> **Task description**: Pull out every line below containing the word "styles".

+--

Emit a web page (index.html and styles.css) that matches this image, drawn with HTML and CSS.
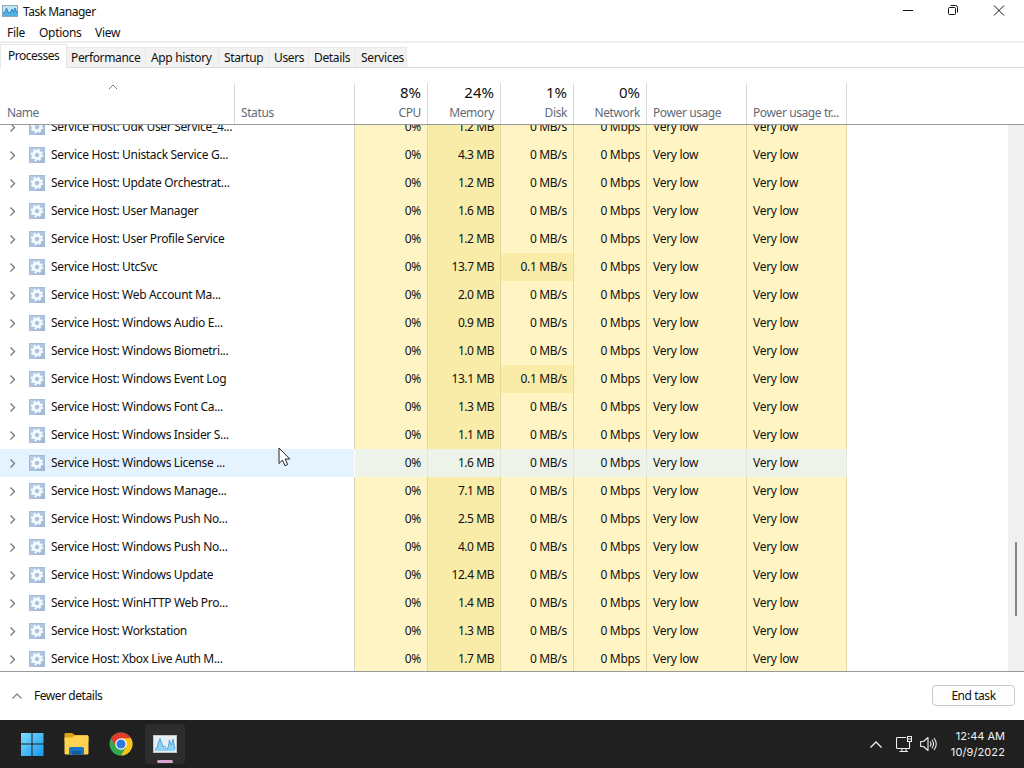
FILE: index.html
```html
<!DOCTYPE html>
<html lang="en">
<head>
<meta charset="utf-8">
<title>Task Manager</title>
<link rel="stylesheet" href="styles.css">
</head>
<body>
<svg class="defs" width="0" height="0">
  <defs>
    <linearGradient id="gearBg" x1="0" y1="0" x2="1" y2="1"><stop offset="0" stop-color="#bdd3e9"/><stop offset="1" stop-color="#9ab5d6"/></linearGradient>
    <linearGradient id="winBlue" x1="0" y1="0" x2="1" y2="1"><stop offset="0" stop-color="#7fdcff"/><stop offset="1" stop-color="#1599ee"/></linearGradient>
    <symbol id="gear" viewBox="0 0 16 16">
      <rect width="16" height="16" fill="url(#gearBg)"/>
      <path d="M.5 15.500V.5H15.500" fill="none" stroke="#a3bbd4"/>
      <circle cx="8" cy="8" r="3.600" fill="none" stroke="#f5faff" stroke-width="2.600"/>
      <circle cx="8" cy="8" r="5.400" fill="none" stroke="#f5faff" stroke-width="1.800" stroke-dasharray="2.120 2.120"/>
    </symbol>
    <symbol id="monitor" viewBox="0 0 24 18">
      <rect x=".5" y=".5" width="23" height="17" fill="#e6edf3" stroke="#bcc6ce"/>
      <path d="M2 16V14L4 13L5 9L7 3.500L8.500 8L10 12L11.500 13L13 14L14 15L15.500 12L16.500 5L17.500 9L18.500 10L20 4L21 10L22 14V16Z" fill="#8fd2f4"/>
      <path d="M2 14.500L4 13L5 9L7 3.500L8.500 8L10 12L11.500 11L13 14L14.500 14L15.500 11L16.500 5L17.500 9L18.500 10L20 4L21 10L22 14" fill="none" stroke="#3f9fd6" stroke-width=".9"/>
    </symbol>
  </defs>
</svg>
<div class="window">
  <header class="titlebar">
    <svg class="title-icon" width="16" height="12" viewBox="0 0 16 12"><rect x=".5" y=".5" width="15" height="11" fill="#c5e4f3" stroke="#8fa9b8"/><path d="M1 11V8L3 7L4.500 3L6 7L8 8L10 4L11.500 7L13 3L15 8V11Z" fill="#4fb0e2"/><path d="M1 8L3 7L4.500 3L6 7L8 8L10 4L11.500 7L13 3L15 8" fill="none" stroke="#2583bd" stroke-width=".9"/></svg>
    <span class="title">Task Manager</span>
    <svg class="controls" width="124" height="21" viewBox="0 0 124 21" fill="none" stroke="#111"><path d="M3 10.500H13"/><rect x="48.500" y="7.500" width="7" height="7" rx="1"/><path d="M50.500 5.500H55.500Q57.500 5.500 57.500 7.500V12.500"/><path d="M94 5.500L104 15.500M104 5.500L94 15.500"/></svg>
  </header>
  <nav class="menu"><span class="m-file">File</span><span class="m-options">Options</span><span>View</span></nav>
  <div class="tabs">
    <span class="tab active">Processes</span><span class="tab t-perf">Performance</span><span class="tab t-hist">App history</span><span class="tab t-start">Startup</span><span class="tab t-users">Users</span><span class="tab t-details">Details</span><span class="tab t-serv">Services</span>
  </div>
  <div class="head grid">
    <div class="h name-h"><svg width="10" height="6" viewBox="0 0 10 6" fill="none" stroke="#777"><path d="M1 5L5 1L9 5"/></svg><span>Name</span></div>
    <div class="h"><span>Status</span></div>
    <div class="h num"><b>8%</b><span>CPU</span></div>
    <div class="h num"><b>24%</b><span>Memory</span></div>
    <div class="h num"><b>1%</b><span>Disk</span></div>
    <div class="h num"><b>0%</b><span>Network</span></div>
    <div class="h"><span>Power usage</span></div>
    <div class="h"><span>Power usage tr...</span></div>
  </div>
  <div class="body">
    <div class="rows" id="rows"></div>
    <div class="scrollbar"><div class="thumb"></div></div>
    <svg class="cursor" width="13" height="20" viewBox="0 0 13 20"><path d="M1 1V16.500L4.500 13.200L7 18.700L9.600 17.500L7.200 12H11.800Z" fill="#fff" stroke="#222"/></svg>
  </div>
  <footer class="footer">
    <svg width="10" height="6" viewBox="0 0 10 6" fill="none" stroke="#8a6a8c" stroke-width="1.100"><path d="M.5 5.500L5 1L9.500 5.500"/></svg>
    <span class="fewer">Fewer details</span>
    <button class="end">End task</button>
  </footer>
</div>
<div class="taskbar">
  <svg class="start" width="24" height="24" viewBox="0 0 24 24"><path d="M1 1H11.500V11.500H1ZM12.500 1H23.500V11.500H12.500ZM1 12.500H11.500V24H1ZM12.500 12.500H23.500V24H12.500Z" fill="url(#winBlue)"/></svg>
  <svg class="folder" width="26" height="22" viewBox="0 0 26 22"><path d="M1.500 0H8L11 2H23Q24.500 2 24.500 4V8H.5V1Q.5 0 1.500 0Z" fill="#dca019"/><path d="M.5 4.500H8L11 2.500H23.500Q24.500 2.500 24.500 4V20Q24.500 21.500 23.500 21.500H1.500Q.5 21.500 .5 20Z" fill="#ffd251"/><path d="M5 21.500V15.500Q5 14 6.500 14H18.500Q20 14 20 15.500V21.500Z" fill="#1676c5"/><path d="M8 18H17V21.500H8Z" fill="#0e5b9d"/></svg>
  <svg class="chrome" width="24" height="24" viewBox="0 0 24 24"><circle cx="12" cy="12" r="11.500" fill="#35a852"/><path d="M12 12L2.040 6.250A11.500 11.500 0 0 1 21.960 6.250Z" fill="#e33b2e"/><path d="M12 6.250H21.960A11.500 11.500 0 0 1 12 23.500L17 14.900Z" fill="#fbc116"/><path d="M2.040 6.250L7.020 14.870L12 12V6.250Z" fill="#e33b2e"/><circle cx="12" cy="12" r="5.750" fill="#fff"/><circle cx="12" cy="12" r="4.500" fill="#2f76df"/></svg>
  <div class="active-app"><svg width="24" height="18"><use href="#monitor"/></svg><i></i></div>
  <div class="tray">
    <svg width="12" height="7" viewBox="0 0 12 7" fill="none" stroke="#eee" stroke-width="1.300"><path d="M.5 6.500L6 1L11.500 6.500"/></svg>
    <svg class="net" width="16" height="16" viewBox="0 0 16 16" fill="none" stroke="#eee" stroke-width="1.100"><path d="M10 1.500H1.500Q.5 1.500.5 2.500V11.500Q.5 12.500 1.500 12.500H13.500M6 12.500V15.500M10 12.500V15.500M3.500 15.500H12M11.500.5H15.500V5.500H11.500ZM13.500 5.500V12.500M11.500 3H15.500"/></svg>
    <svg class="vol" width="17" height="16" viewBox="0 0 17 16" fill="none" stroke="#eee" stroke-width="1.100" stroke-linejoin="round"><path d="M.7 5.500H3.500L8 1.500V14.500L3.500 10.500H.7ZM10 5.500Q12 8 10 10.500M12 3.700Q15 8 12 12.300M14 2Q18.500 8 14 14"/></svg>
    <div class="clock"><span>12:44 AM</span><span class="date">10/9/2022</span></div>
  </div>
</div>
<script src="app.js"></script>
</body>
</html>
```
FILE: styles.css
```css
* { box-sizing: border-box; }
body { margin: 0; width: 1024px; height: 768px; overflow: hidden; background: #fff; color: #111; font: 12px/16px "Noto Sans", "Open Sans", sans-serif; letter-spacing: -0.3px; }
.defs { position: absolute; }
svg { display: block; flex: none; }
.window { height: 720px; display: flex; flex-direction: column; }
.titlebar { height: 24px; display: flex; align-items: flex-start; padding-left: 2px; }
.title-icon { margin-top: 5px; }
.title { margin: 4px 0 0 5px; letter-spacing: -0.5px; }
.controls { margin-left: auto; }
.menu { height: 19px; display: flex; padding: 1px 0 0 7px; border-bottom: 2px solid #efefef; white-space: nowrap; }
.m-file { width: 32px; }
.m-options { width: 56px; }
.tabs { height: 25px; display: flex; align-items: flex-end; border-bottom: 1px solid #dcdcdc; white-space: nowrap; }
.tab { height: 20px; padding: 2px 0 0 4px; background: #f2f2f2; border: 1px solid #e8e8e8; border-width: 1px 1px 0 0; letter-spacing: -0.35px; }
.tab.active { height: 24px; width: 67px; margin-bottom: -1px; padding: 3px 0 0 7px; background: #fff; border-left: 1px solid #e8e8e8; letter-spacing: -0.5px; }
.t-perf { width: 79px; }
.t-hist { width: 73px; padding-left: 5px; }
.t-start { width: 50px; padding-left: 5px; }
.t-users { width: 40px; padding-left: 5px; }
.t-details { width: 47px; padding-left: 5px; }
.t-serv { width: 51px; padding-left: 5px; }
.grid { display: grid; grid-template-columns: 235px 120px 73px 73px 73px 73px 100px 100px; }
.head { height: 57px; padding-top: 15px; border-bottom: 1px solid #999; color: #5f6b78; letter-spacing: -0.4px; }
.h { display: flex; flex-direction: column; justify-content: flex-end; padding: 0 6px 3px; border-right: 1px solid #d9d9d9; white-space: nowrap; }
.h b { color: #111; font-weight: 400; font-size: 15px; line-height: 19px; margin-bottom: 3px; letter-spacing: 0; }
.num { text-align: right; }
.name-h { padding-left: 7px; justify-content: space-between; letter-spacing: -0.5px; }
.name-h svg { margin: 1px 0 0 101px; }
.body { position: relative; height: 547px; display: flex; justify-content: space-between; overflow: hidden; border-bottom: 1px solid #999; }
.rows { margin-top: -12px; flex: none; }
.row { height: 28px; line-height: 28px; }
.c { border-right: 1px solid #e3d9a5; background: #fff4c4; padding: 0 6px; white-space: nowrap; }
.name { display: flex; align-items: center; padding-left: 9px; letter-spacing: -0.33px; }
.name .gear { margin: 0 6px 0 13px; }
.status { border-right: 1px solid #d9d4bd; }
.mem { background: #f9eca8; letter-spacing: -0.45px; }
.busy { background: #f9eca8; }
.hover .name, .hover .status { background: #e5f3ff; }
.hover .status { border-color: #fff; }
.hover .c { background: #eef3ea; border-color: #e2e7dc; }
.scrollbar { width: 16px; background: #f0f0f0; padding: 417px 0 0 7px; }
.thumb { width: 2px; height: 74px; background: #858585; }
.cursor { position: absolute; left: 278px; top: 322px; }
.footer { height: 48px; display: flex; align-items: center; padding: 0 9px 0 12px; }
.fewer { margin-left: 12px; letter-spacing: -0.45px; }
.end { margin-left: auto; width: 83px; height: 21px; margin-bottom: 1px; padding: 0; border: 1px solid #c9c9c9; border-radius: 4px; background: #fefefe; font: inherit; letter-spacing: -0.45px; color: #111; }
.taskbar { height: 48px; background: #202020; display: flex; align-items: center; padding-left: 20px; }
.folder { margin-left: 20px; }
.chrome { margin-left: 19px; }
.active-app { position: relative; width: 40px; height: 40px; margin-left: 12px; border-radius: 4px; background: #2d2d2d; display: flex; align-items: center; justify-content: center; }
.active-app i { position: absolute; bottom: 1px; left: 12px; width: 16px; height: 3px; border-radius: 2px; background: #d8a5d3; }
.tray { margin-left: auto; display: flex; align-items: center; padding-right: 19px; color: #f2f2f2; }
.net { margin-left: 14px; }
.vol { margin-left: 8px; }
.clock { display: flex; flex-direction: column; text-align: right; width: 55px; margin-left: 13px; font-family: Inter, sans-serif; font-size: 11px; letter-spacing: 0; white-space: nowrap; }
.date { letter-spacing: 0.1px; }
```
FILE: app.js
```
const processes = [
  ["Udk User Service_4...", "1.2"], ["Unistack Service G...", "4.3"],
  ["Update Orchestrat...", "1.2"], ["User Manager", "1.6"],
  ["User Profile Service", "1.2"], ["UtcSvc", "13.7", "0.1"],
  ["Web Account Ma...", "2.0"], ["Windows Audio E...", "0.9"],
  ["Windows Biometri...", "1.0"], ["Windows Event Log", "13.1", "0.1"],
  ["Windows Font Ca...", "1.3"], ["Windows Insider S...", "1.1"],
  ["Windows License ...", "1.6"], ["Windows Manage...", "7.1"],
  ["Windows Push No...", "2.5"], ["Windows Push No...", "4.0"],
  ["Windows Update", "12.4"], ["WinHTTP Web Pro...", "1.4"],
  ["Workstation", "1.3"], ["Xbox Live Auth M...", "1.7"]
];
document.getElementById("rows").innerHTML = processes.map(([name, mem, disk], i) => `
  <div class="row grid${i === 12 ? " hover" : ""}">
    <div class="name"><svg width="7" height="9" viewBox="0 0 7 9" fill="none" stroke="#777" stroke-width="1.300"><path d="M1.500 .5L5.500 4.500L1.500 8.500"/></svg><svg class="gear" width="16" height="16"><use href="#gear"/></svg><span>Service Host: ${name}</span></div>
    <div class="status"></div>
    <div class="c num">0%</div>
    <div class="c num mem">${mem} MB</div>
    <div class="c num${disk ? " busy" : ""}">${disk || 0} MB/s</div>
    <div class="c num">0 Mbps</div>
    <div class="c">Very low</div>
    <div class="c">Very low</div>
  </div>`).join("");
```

+--

> **Exercise response**:
Emit a web page (index.html and styles.css) that matches this image, drawn with HTML and CSS.
<link rel="stylesheet" href="styles.css">
FILE: styles.css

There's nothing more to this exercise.